Gez Island

Geography
- Location: Aegean Sea
- Coordinates: 39°22′N 26°42′E﻿ / ﻿39.367°N 26.700°E

Administration
- Turkey
- İl (province): Balıkesir Province
- İlçe: Ayvalık

= Gez Island =

Turkish island in the Aegean

Gez Adası (English: Gez Island, also known as its outdated name Balık Adası) is a Turkish island in the northern Aegean Sea.

The island is a part of the Ayvalık Northern Islands group in Ayvalık district of the Balıkesir Province, administered by Turkey and is located at 39°22'40"N 26°42'23"E. The island is situated between Kutu Island (Also known as Küçük Karaada Island) and Yumurta Island with it being in close promximity to Akoğlu Island and Cunda Island. It is located 2.84 kilometers (1.76 miles) away from the shore and is currently uninhabited.

== Toponymy ==
The historical name for the island is Daskaleió (Greek: Δασκαλειό) with the island having a range of local names in Turkish such as Büyük Karaada (or simply Kara Ada) and Balık Adası. The name Gez comes from the Turkish word "to travel" while another version of the island's name, Balık Adası, is derived from the word "Balık" in Turkish meaning fish. The name for nearby Kutu Island (Küçük Karaada Island) is related to another name of the island, Büyük Karaada. Büyük translates to "big" or "large" while Küçük translates to "small" in Turkish, meaning that the toponymy of these 2 islands were connected due to their proximity and size difference.

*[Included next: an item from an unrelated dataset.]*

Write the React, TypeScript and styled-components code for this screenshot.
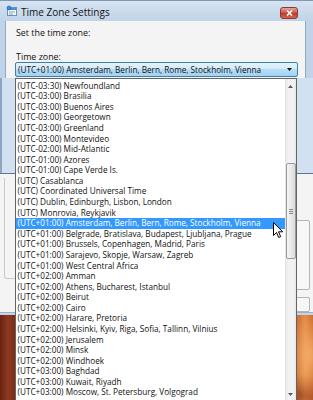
import styled, { createGlobalStyle } from "styled-components";

const GlobalStyle = createGlobalStyle`
  html, body { margin: 0; padding: 0; }
  body {
    font-family: "Open Sans", "Noto Sans", sans-serif;
    background: #7b2b17;
  }
`;

const zones = [
  "(UTC-03:30) Newfoundland",
  "(UTC-03:00) Brasilia",
  "(UTC-03:00) Buenos Aires",
  "(UTC-03:00) Georgetown",
  "(UTC-03:00) Greenland",
  "(UTC-03:00) Montevideo",
  "(UTC-02:00) Mid-Atlantic",
  "(UTC-01:00) Azores",
  "(UTC-01:00) Cape Verde Is.",
  "(UTC) Casablanca",
  "(UTC) Coordinated Universal Time",
  "(UTC) Dublin, Edinburgh, Lisbon, London",
  "(UTC) Monrovia, Reykjavik",
  "(UTC+01:00) Amsterdam, Berlin, Bern, Rome, Stockholm, Vienna",
  "(UTC+01:00) Belgrade, Bratislava, Budapest, Ljubljana, Prague",
  "(UTC+01:00) Brussels, Copenhagen, Madrid, Paris",
  "(UTC+01:00) Sarajevo, Skopje, Warsaw, Zagreb",
  "(UTC+01:00) West Central Africa",
  "(UTC+02:00) Amman",
  "(UTC+02:00) Athens, Bucharest, Istanbul",
  "(UTC+02:00) Beirut",
  "(UTC+02:00) Cairo",
  "(UTC+02:00) Harare, Pretoria",
  "(UTC+02:00) Helsinki, Kyiv, Riga, Sofia, Tallinn, Vilnius",
  "(UTC+02:00) Jerusalem",
  "(UTC+02:00) Minsk",
  "(UTC+02:00) Windhoek",
  "(UTC+03:00) Baghdad",
  "(UTC+03:00) Kuwait, Riyadh",
  "(UTC+03:00) Moscow, St. Petersburg, Volgograd",
];

const SELECTED = 13;

const Screen = styled.div`
  position: relative;
  width: 313px;
  height: 400px;
  overflow: hidden;
  display: flex;
  flex-direction: column;
  font-size: 8.2px;
  color: #111;
`;

const ChildDialog = styled.div`
  display: flex;
  flex-direction: column;
  height: 174px;
  border-bottom: 1px solid #5d7692;
  box-sizing: border-box;
`;

const TitleBar = styled.div`
  height: 21px;
  display: flex;
  align-items: center;
  padding: 0 15px 0 6px;
  background: linear-gradient(#d6e3f1, #c0d3e9);
  border-top: 1px solid #7f98b4;
  box-sizing: border-box;
  gap: 3px;
`;

const Title = styled.span`
  flex: 1;
  font-size: 10px;
  color: #111;
  padding-top: 1px;
`;

const CloseButton = styled.div`
  width: 16px;
  height: 10px;
  border-radius: 3px;
  border: 1px solid #8a3a36;
  background: linear-gradient(#e9a79b, #c9503f 50%, #b8392a 51%, #d4684f);
  display: flex;
  align-items: center;
  justify-content: center;
  margin-top: 3px;
`;

const Upper = styled.div`
  display: flex;
  height: 57px;
`;

const Frame = styled.div<{ w: number }>`
  width: ${(p) => p.w}px;
  background: #c0d3e9;
`;

const Client = styled.div`
  flex: 1;
  background: #f4f4f4;
  border-left: 1px solid #91a8c1;
  border-right: 1px solid #91a8c1;
  display: flex;
  flex-direction: column;
  padding: 7px 0 0 10px;
`;

const Label = styled.div<{ gap?: number }>`
  height: 10px;
  line-height: 10px;
  font-size: 8.9px;
  margin-bottom: ${(p) => p.gap ?? 0}px;
`;

const Combo = styled.div`
  width: 283px;
  height: 15px;
  margin-left: -1px;
  box-sizing: border-box;
  border: 1px solid #3c7fb1;
  border-radius: 2px;
  background: linear-gradient(#e6f3fc, #d3ebfa 45%, #b7ddf6 50%, #a3d2f0);
  display: flex;
  align-items: center;
  padding: 0 5px 0 2px;
`;

const ComboText = styled.span`
  flex: 1;
  line-height: 13px;
`;

const BluePanel = styled.div`
  flex: 1;
  background: #d2e1f2;
  border-left: 2px solid #8ea6c0;
`;

const ParentDialog = styled.div`
  height: 141px;
  display: flex;
  flex-direction: column;
`;

const ParentBody = styled.div`
  flex: 1;
  background: #f4f4f4;
  display: flex;
  justify-content: space-between;
  padding-top: 4px;
`;

const GroupBox = styled.div`
  width: 40px;
  height: 100px;
  margin-left: 4px;
  border: 1px solid #c9c9c9;
  border-top: none;
  border-radius: 0 0 3px 3px;
`;

const SideColumn = styled.div`
  display: flex;
  flex-direction: column;
  gap: 7px;
  margin-right: 3px;
  padding-top: 42px;
`;

const SideBox = styled.div<{ h: number }>`
  width: 40px;
  height: ${(p) => p.h}px;
  border: 1px solid #b5b5b5;
  border-radius: 2px;
  background: #f7f7f7;
`;

const BottomFrame = styled.div`
  height: 9px;
  background: linear-gradient(#c9daee, #b9cfe7);
  border-top: 1px solid #99b0c9;
`;

const Wallpaper = styled.div`
  flex: 1;
  background:
    radial-gradient(ellipse 30px 60px at 310px 40px, rgba(255, 190, 120, 0.7), transparent 70%),
    radial-gradient(ellipse 40px 30px at 300px 80px, rgba(120, 40, 20, 0.5), transparent 70%),
    linear-gradient(90deg, #6a2212 0px, #8e3a22 8px, #7c2c18 15px, #a84a24 200px, #c86a30 296px, #e38c48 305px, #cf6a2c 313px);
`;

const DropList = styled.div`
  position: absolute;
  left: 15px;
  top: 78px;
  width: 282px;
  height: 324px;
  box-sizing: border-box;
  border: 1px solid #646464;
  background: #fff;
  display: flex;
`;

const Items = styled.div`
  flex: 1;
  padding-top: 1.7px;
  display: flex;
  flex-direction: column;
`;

const Item = styled.div<{ selected?: boolean }>`
  height: 10.59px;
  line-height: 10.59px;
  padding-left: 1.5px;
  white-space: nowrap;
  color: ${(p) => (p.selected ? "#fff" : "#111")};
  background: ${(p) => (p.selected ? "#3399ff" : "transparent")};
`;

const ScrollBar = styled.div`
  width: 11px;
  background: linear-gradient(90deg, #e3e3e3, #f2f2f2 30%, #f2f2f2 80%, #e6e6e6);
  display: flex;
  flex-direction: column;
  align-items: center;
`;

const Arrow = styled.div`
  height: 14px;
  display: flex;
  align-items: center;
  justify-content: center;
`;

const TrackGap = styled.div<{ h: number }>`
  height: ${(p) => p.h}px;
`;

const Thumb = styled.div`
  width: 10px;
  height: 96px;
  box-sizing: border-box;
  border: 1px solid #9a9a9a;
  border-radius: 2px;
  background: linear-gradient(90deg, #f5f5f5, #e9e9e9 50%, #dadada);
  display: flex;
  flex-direction: column;
  align-items: center;
  justify-content: center;
  gap: 1px;
`;

const Grip = styled.div`
  width: 4px;
  height: 1px;
  background: #8a8a8a;
`;

const Filler = styled.div`
  flex: 1;
`;

const Cursor = styled.svg`
  position: absolute;
  left: 273px;
  top: 222px;
`;

const TitleIcon = () => (
  <svg width="12" height="12" viewBox="0 0 12 12">
    <rect x="1.5" y="2.5" width="9" height="8" fill="#f4f8fc" stroke="#6f8fb5" />
    <rect x="2" y="3" width="8" height="2" fill="#4a90d9" />
    <path d="M3 7h6M3 9h4" stroke="#7aa3cf" />
    <circle cx="3" cy="3" r="2" fill="#3a8ee0" stroke="#1f5fa8" strokeWidth="0.6" />
  </svg>
);

export default function App() {
  return (
    <>
      <GlobalStyle />
      <Screen>
        <ChildDialog>
          <TitleBar>
            <TitleIcon />
            <Title>Time Zone Settings</Title>
            <CloseButton>
              <svg width="7" height="6" viewBox="0 0 7 6">
                <path d="M1 0.5l5 5M6 0.5l-5 5" stroke="#fff" strokeWidth="1.6" />
              </svg>
            </CloseButton>
          </TitleBar>
          <Upper>
            <Frame w={5} />
            <Client>
              <Label gap={14}>Set the time zone:</Label>
              <Label>Time zone:</Label>
              <Combo>
                <ComboText>{zones[SELECTED]}</ComboText>
                <svg width="5" height="3" viewBox="0 0 5 3">
                  <path d="M0 0h5L2.5 3z" fill="#111" />
                </svg>
              </Combo>
            </Client>
            <Frame w={7} />
          </Upper>
          <BluePanel />
        </ChildDialog>
        <ParentDialog>
          <ParentBody>
            <GroupBox />
            <SideColumn>
              <SideBox h={68} />
              <SideBox h={13} />
            </SideColumn>
          </ParentBody>
          <BottomFrame />
        </ParentDialog>
        <Wallpaper />

        <DropList>
          <Items>
            {zones.map((z, i) => (
              <Item key={z} selected={i === SELECTED}>
                {z}
              </Item>
            ))}
          </Items>
          <ScrollBar>
            <Arrow>
              <svg width="5" height="3" viewBox="0 0 5 3">
                <path d="M0 3h5L2.5 0z" fill="#5a5a5a" />
              </svg>
            </Arrow>
            <TrackGap h={70} />
            <Thumb>
              <Grip />
              <Grip />
              <Grip />
            </Thumb>
            <Filler />
            <Arrow>
              <svg width="5" height="3" viewBox="0 0 5 3">
                <path d="M0 0h5L2.5 3z" fill="#5a5a5a" />
              </svg>
            </Arrow>
          </ScrollBar>
        </DropList>

        <Cursor width="12" height="17" viewBox="0 0 12 17">
          <path
            d="M0.5 0.5v13l3-3 2.2 5 2-0.9-2.2-4.8h4.2z"
            fill="#fff"
            stroke="#000"
            strokeWidth="1"
          />
        </Cursor>
      </Screen>
    </>
  );
}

== Historical artefacts ==
The island contains many historical Ancient Roman and Greek artifacts such as graves, tombstones, silver and gold coins because of its geopolitical location in the province of Asia as a part of the Roman Empire and as a part of the ancient Greek city states. Due to the island's historical nature, it has been subjected to illegal grave robbing and archeological looting in the past decade. Some of the island's historical artifacts date all the way back to the ancient town of Pordoselene, a tributary to City State of Athens, dating back to the 5th and 4th centuries BCE. Nearby islands such as Büyük Maden Island contain similar archeological artifacts from the Pordoselene, indicating a group of ancient Greeks once inhibited the islands.